Diving Under the Big-Ice: Bridging Engineering and Science through Environmental Field Robotics
Dr. Alex Forrest
Department of Civil & Environmental Engineering (UCDavis)
Australian Maritime College (UTAS – Adjunct)
The greatest contribution to current mass loss from the Antarctic is the melting of ice shelves. These bodies of ice create a buttressing force that hold back the flow of surrounding glaciers. Their disintegration is predicted to cause irreversible retreat of some of the most vulnerable areas of the Antarctic potentially resulting in meters to global sea level rise. Coupling this with recent collapse of polar ice shelves and the predicted 33 ± 9% reduction of sea ice area by 2100 around much of Antarctica emphasizes the urgent need to better understand and predict the response of the ocean-ice system to climate change.
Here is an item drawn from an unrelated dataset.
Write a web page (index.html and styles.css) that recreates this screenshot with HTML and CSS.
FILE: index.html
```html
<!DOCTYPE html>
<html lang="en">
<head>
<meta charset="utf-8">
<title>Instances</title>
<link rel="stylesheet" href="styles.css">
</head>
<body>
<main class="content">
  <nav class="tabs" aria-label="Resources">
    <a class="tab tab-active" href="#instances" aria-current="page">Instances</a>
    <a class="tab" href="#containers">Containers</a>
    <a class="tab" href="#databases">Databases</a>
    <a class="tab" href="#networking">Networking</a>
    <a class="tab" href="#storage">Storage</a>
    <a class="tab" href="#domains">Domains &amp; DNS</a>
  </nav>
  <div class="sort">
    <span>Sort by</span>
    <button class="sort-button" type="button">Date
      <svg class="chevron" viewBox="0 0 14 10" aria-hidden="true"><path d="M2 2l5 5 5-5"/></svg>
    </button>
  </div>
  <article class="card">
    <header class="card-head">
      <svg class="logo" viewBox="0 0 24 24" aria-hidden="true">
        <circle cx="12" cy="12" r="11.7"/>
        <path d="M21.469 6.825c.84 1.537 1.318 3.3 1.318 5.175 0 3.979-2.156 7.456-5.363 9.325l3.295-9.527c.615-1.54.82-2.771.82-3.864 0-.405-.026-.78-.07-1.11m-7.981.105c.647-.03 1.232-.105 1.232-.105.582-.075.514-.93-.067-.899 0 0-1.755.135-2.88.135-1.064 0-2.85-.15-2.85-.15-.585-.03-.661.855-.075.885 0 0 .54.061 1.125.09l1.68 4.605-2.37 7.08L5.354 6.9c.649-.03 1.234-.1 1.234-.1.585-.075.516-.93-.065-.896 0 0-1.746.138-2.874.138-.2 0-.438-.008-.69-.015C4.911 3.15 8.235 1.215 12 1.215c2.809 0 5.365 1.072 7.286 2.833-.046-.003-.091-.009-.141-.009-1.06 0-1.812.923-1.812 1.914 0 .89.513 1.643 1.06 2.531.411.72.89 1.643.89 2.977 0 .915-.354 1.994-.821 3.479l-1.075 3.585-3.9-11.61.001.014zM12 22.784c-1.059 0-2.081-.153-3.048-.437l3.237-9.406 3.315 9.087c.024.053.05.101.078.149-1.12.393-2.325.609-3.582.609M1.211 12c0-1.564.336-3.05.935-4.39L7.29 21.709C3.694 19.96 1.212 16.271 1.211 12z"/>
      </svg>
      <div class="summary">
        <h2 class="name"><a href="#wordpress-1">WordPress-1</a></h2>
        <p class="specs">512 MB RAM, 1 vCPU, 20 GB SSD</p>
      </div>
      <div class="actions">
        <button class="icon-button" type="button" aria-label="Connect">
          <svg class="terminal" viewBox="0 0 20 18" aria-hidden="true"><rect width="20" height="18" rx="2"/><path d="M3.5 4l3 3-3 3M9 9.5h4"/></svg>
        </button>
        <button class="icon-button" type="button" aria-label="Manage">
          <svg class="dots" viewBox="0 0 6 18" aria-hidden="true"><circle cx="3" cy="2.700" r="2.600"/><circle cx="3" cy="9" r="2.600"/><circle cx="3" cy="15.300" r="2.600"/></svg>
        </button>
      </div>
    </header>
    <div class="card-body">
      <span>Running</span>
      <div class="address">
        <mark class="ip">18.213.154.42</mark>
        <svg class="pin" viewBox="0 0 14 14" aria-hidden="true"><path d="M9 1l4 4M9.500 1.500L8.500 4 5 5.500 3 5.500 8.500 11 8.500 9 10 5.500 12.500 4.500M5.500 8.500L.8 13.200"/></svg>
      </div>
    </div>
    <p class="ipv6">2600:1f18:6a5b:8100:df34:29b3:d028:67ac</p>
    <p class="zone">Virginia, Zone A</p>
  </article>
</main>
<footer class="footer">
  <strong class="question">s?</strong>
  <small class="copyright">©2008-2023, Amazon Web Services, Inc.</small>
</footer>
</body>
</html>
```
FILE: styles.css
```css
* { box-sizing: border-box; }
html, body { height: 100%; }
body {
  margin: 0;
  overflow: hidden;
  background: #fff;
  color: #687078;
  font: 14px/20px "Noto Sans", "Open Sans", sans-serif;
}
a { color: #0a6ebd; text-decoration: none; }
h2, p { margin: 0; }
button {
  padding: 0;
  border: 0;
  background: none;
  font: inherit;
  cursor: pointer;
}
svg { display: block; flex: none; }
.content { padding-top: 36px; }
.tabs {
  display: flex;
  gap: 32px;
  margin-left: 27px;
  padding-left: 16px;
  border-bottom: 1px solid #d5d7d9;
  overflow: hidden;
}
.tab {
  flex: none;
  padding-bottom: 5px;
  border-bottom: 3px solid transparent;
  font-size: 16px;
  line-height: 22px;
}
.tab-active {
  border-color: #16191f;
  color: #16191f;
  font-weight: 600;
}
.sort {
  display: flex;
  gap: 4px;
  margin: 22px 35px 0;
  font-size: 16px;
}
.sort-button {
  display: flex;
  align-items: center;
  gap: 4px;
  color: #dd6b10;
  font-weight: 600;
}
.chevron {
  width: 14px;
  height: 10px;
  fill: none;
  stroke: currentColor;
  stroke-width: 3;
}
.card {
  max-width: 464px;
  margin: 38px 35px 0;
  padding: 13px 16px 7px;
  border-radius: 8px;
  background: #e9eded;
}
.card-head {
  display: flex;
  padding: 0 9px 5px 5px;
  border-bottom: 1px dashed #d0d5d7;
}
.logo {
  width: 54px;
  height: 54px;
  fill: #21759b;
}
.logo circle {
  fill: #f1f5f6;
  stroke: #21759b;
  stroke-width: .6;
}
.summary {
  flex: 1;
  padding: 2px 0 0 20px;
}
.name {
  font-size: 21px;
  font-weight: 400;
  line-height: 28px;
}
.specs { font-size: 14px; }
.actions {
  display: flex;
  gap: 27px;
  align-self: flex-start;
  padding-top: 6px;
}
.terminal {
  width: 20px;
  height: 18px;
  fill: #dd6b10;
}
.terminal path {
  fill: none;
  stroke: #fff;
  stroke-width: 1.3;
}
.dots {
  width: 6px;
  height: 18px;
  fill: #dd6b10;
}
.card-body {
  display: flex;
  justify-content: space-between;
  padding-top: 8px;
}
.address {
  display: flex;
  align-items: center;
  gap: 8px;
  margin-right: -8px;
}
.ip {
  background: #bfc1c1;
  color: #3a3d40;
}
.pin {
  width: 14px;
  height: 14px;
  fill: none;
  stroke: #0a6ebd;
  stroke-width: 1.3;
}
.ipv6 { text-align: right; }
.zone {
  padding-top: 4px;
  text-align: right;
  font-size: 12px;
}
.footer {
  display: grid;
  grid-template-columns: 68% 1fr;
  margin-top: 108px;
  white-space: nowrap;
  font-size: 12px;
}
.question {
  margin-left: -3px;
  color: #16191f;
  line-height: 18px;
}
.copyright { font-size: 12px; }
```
On April 7, 2016, two large (~10km long by 5 km wide) fragments broke off the Nansen Ice Shelf in the Ross Sea, Antarctica in a single mass-wasting event hypothesized to result from hydraulic fracturing resulting from subglacial channel formation. In 2017, UCDavis, in collaboration with the Korean Polar Research Institute, led a team using two Autonomous Underwater Vehicles (AUVs) to sample supercooled water coming from underneath the ice shelf. Initial results will be presented in this talk of the fate of supercooled water in addition to the engineering challenges associated with working with autonomous robotics under cold conditions. Advancing the use of these platforms for use in Polar Regions is critical as these vehicles are one of the only ways to safely and logistically feasible sample under-ice. Bridging engineering and science through environmental field robotics advances our understanding of these highly complex and under-sampled environments in a changing climate.